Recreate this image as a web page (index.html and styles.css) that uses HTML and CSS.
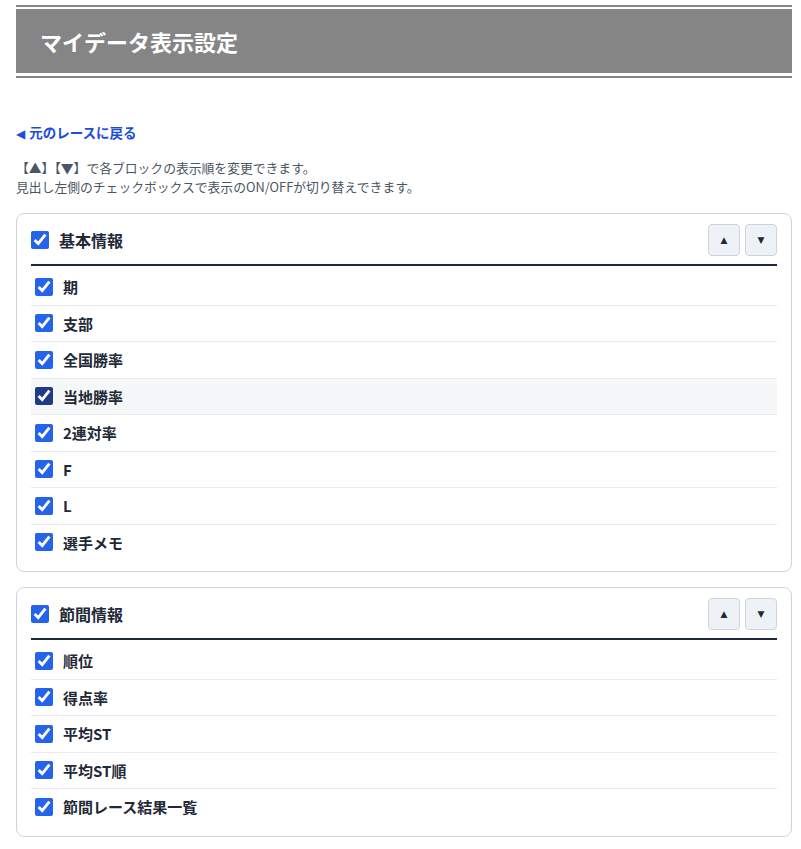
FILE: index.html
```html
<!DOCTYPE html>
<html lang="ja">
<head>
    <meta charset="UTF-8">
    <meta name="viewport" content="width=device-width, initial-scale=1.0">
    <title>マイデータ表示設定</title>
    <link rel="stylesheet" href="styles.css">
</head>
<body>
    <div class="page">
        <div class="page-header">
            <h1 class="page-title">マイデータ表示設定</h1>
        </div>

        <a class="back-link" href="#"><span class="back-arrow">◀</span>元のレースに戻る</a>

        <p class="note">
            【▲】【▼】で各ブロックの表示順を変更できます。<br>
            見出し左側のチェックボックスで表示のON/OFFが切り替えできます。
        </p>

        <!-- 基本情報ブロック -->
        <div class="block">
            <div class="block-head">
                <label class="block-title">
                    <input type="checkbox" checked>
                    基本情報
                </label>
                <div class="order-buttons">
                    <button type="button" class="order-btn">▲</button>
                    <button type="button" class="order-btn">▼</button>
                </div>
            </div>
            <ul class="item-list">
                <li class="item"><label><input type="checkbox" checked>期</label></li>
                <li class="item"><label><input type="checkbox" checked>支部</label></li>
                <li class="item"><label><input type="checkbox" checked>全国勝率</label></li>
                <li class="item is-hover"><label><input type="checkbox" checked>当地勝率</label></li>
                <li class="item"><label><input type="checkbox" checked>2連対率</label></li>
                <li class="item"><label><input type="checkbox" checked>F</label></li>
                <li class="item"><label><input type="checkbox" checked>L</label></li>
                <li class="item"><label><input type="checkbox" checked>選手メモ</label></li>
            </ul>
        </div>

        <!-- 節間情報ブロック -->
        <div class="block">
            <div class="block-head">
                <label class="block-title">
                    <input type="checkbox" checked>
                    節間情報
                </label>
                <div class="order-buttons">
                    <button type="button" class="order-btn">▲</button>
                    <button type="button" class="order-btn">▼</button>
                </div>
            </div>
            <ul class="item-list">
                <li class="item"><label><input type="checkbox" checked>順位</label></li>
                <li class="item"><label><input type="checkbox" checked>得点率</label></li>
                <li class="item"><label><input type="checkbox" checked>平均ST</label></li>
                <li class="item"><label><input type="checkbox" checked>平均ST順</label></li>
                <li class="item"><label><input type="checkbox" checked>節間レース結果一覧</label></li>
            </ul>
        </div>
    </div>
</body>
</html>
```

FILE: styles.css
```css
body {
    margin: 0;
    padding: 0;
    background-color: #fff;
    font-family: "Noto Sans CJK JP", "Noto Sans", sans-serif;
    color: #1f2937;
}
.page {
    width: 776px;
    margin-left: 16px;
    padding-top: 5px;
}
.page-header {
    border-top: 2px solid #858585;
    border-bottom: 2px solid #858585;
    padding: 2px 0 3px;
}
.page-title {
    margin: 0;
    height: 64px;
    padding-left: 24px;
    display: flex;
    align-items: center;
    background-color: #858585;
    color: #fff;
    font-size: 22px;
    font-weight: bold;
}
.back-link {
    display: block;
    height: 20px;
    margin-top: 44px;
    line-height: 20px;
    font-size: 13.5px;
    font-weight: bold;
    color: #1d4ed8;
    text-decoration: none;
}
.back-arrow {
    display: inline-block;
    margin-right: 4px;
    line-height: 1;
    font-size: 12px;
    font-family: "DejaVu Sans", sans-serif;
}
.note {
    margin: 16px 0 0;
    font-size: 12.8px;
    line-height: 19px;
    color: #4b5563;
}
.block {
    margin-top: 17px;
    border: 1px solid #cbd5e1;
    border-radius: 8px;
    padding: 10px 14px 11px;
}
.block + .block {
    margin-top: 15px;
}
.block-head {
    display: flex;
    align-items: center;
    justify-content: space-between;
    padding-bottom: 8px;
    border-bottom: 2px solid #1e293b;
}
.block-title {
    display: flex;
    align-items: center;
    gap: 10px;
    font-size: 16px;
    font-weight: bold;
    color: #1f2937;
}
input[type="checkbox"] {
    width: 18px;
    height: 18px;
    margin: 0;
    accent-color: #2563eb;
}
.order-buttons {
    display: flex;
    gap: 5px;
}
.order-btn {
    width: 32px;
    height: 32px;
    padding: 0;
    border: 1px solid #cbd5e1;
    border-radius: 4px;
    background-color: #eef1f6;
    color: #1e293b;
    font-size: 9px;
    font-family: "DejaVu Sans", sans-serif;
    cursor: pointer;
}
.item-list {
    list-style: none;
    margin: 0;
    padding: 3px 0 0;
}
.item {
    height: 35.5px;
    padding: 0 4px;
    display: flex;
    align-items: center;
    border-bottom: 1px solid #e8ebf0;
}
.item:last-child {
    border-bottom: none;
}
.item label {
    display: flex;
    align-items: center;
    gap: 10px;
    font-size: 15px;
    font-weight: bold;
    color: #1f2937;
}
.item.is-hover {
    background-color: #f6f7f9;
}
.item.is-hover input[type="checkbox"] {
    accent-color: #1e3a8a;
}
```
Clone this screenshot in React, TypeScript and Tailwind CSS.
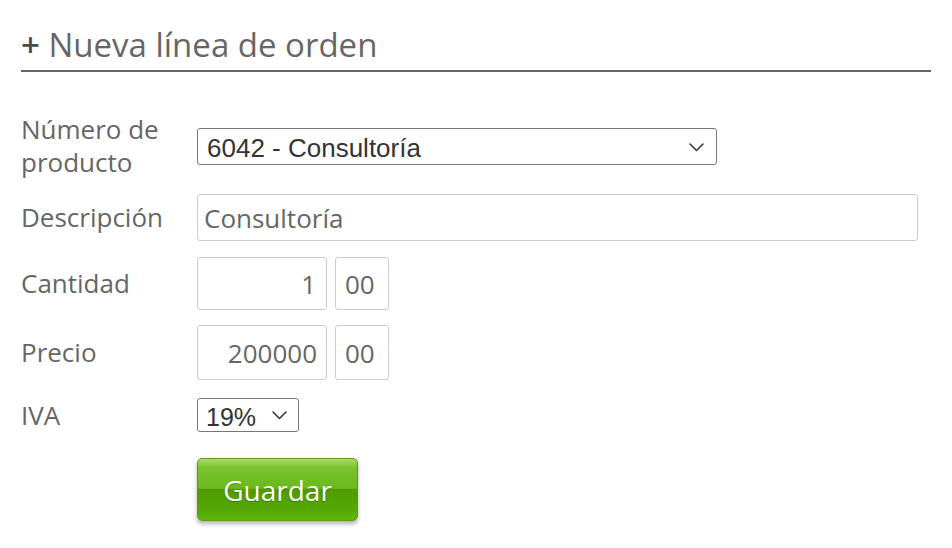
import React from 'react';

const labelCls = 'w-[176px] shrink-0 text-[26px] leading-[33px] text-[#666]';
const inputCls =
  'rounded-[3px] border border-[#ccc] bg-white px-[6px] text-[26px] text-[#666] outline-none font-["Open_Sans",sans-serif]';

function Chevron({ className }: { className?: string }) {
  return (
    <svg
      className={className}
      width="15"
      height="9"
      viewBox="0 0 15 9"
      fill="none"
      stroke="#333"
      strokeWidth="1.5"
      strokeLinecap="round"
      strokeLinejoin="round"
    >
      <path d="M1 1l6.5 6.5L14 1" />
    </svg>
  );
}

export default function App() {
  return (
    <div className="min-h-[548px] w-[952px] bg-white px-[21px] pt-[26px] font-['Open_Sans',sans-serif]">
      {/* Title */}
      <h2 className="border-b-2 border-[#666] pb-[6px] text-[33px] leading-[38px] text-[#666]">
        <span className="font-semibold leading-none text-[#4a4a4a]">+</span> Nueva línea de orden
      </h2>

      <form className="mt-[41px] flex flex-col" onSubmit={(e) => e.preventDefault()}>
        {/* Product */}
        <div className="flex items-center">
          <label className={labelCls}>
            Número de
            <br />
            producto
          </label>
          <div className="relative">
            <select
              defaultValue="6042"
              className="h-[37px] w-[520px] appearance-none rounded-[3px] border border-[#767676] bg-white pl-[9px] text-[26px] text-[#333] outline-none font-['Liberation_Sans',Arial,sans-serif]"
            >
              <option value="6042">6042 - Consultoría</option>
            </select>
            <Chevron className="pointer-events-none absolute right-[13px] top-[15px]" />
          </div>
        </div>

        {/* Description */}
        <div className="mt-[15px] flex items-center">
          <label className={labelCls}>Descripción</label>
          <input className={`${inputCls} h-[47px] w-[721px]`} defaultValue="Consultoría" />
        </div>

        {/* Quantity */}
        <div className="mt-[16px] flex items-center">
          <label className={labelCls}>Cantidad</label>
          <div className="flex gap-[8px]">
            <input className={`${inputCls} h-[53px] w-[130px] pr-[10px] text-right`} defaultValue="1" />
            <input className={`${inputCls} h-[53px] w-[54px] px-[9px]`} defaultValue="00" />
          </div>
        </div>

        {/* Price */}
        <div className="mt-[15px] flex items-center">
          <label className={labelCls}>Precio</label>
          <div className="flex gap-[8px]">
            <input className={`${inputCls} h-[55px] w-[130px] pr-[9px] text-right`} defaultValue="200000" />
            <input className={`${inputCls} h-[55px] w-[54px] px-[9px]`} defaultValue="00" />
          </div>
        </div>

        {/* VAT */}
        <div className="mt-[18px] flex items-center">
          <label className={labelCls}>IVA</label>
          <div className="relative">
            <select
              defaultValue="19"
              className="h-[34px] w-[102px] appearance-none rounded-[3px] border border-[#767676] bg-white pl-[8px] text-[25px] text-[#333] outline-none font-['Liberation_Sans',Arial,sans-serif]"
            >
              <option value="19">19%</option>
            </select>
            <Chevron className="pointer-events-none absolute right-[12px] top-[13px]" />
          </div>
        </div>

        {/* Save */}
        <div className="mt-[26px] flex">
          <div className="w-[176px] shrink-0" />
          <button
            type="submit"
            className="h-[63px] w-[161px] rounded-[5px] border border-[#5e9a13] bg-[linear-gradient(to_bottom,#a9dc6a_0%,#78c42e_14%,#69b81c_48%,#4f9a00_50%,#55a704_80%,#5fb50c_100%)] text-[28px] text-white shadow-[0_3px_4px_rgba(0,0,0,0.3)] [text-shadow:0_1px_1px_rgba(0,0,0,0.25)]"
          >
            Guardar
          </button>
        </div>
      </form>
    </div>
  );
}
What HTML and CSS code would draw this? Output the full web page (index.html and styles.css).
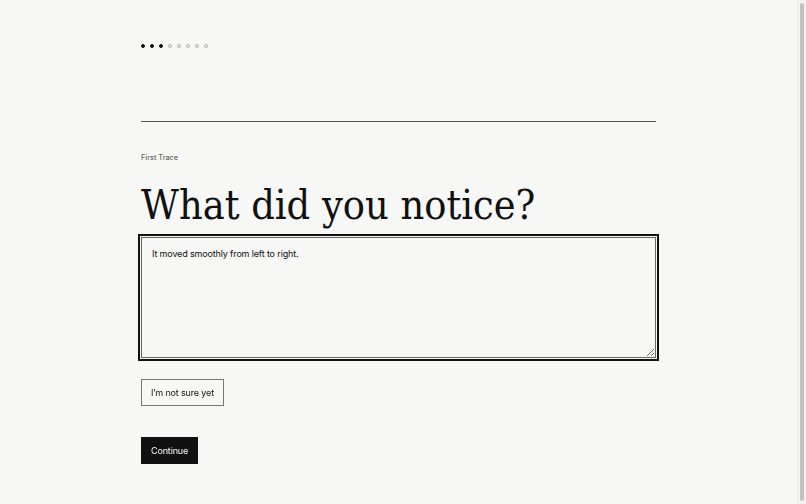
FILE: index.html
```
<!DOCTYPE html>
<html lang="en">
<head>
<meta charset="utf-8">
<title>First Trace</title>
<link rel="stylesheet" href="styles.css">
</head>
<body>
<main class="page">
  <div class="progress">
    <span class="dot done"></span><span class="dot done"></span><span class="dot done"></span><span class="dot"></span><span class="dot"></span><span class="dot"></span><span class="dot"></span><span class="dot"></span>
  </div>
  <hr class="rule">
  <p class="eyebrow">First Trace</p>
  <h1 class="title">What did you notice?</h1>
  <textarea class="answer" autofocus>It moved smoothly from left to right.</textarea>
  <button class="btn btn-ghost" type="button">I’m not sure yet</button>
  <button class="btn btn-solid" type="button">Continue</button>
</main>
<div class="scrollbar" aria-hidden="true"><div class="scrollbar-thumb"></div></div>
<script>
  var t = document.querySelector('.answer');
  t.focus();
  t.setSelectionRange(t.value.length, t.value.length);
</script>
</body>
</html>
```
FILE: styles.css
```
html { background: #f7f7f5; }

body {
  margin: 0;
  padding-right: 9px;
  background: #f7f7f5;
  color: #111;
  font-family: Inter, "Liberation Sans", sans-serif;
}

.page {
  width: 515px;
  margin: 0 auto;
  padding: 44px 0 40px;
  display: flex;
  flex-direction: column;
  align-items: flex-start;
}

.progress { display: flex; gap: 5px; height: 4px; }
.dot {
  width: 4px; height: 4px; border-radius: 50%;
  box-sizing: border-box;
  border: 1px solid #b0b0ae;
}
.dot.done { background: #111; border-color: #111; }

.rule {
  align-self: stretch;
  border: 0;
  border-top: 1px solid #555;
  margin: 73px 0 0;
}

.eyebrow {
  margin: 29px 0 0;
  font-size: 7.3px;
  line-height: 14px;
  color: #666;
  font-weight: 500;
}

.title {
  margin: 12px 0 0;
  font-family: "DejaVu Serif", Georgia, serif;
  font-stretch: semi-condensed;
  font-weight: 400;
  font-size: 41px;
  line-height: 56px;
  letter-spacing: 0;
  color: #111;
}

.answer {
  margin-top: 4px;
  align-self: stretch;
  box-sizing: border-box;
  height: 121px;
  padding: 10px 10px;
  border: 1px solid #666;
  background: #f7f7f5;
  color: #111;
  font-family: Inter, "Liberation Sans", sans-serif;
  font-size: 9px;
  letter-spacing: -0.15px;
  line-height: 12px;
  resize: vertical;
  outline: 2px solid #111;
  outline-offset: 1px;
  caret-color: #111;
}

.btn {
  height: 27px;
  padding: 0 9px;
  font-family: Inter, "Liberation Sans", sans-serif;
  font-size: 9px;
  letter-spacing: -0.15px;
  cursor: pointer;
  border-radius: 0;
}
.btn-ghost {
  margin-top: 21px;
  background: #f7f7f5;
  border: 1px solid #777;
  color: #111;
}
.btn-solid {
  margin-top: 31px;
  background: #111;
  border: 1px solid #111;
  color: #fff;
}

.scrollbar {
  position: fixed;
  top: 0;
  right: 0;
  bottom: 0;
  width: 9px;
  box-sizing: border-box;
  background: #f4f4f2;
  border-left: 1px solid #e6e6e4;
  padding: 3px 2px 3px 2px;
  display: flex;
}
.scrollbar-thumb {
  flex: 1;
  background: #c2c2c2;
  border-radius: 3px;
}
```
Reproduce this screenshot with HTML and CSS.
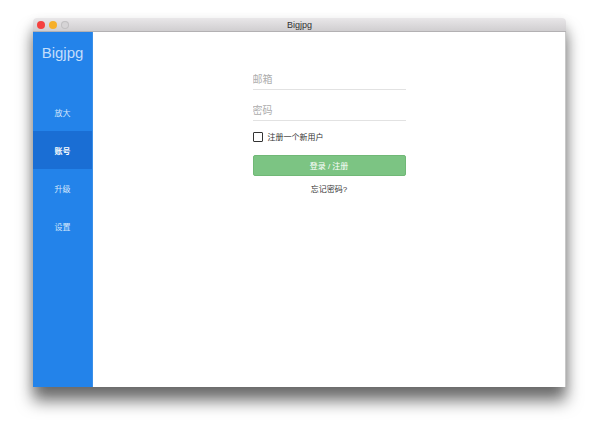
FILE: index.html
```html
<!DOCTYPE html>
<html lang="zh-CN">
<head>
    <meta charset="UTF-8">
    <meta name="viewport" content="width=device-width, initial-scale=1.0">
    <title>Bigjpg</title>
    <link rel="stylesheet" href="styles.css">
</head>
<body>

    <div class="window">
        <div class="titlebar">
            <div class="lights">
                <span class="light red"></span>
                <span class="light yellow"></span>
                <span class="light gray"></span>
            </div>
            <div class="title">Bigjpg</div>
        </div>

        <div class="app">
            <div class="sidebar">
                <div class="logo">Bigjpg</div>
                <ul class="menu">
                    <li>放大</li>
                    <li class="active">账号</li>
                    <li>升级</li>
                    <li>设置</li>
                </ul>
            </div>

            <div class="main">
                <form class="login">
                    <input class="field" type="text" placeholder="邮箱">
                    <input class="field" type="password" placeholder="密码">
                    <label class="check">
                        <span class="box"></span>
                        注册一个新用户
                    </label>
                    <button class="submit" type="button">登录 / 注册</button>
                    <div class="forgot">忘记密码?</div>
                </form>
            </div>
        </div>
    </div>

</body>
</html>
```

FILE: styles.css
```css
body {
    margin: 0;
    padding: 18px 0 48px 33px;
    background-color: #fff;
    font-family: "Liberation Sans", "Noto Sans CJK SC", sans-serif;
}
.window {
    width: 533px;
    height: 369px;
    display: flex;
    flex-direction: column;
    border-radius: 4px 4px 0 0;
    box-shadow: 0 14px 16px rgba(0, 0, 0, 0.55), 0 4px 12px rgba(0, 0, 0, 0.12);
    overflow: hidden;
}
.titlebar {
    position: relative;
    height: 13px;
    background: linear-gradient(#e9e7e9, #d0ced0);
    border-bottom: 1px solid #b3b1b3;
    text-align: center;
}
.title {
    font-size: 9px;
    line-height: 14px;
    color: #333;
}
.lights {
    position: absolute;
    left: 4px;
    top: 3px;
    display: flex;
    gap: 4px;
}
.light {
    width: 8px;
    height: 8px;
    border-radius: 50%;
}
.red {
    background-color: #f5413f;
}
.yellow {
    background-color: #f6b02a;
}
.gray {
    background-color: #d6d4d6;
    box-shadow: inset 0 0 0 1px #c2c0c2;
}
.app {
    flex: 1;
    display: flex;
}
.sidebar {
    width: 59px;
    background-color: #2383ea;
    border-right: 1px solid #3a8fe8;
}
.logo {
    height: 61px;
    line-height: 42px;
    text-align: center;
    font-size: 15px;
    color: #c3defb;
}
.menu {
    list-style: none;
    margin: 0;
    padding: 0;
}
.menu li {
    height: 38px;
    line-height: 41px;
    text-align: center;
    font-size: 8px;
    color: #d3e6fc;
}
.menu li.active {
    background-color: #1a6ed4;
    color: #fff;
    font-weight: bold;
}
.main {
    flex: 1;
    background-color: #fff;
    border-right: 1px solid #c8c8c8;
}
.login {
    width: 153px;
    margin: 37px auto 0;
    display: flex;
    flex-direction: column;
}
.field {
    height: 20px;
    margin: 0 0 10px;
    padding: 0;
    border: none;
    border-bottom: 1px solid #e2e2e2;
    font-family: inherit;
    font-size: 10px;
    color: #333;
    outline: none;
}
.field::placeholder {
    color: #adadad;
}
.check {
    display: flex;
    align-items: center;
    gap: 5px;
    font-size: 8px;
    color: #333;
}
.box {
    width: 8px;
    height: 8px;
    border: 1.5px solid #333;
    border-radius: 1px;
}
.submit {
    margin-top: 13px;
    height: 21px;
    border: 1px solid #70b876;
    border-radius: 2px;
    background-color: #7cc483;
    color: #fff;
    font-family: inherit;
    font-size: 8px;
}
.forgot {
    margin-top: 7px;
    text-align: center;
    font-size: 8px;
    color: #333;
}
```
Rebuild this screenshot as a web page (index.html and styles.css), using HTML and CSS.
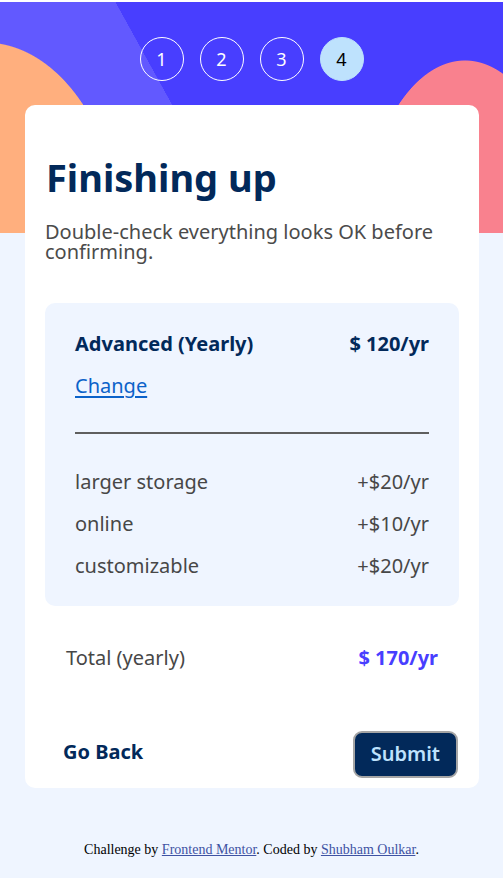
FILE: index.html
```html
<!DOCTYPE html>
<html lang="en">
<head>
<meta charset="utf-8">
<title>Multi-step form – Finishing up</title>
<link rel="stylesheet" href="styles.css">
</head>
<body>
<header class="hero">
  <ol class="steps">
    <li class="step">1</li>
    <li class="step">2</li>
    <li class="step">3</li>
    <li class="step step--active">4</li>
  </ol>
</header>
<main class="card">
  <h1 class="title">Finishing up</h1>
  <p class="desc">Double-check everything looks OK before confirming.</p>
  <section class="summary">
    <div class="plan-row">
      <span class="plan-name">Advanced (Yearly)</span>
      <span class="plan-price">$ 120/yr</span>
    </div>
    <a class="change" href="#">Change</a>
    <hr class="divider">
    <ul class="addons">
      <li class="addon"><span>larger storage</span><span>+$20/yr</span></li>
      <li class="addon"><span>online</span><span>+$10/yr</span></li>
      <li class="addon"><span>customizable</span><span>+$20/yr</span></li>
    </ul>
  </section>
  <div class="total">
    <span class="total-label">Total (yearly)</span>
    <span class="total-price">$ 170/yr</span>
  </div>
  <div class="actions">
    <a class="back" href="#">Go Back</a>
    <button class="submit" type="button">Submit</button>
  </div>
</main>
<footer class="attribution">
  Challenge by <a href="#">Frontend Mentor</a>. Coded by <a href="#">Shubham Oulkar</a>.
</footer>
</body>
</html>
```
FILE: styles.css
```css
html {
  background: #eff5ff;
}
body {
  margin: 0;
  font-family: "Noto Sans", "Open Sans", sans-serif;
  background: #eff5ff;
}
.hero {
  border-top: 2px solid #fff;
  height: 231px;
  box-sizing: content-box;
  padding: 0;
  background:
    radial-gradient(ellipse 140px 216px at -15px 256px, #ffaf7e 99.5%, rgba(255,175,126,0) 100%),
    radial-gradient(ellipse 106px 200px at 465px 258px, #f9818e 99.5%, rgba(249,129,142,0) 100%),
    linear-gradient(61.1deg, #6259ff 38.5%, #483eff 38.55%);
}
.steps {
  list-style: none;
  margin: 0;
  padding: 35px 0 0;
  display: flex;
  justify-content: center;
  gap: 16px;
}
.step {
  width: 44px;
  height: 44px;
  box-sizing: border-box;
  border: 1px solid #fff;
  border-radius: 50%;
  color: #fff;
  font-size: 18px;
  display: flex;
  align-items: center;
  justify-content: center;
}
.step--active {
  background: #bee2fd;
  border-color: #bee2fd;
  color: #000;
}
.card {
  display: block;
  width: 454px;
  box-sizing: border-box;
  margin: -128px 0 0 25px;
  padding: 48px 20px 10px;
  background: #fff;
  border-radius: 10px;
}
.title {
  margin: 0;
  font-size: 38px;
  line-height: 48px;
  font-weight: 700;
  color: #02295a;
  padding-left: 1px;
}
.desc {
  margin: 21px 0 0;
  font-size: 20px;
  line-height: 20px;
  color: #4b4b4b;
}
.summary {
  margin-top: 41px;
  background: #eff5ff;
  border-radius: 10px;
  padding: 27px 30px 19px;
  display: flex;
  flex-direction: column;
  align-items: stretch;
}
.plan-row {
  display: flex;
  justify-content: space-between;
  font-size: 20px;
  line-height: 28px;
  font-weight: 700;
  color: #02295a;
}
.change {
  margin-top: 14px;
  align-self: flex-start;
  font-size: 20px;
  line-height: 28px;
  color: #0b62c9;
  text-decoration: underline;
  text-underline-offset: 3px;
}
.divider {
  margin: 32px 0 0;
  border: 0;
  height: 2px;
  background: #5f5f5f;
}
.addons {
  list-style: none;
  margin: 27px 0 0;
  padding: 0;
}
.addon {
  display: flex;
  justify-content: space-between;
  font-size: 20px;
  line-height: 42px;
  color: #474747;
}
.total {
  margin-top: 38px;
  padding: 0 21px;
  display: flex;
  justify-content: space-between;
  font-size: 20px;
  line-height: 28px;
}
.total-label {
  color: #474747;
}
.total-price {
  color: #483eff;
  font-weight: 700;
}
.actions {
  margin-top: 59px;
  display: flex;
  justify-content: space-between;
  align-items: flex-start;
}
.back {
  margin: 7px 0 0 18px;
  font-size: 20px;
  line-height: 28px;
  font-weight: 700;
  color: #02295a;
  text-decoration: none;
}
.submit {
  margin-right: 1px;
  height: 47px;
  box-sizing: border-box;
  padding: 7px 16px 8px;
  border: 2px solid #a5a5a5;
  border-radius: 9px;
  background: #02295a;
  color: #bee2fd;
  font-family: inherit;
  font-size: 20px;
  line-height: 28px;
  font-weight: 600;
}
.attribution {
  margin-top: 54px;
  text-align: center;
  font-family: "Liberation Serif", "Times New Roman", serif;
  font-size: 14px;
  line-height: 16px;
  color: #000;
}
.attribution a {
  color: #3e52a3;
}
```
************
Transcribe exactly the lines between the one containing "Clone this screenshot" and the one containing "import React from 'react';", counting both ends. Pictures are not copied.

Clone this screenshot in React, TypeScript and Tailwind CSS.
import React from 'react';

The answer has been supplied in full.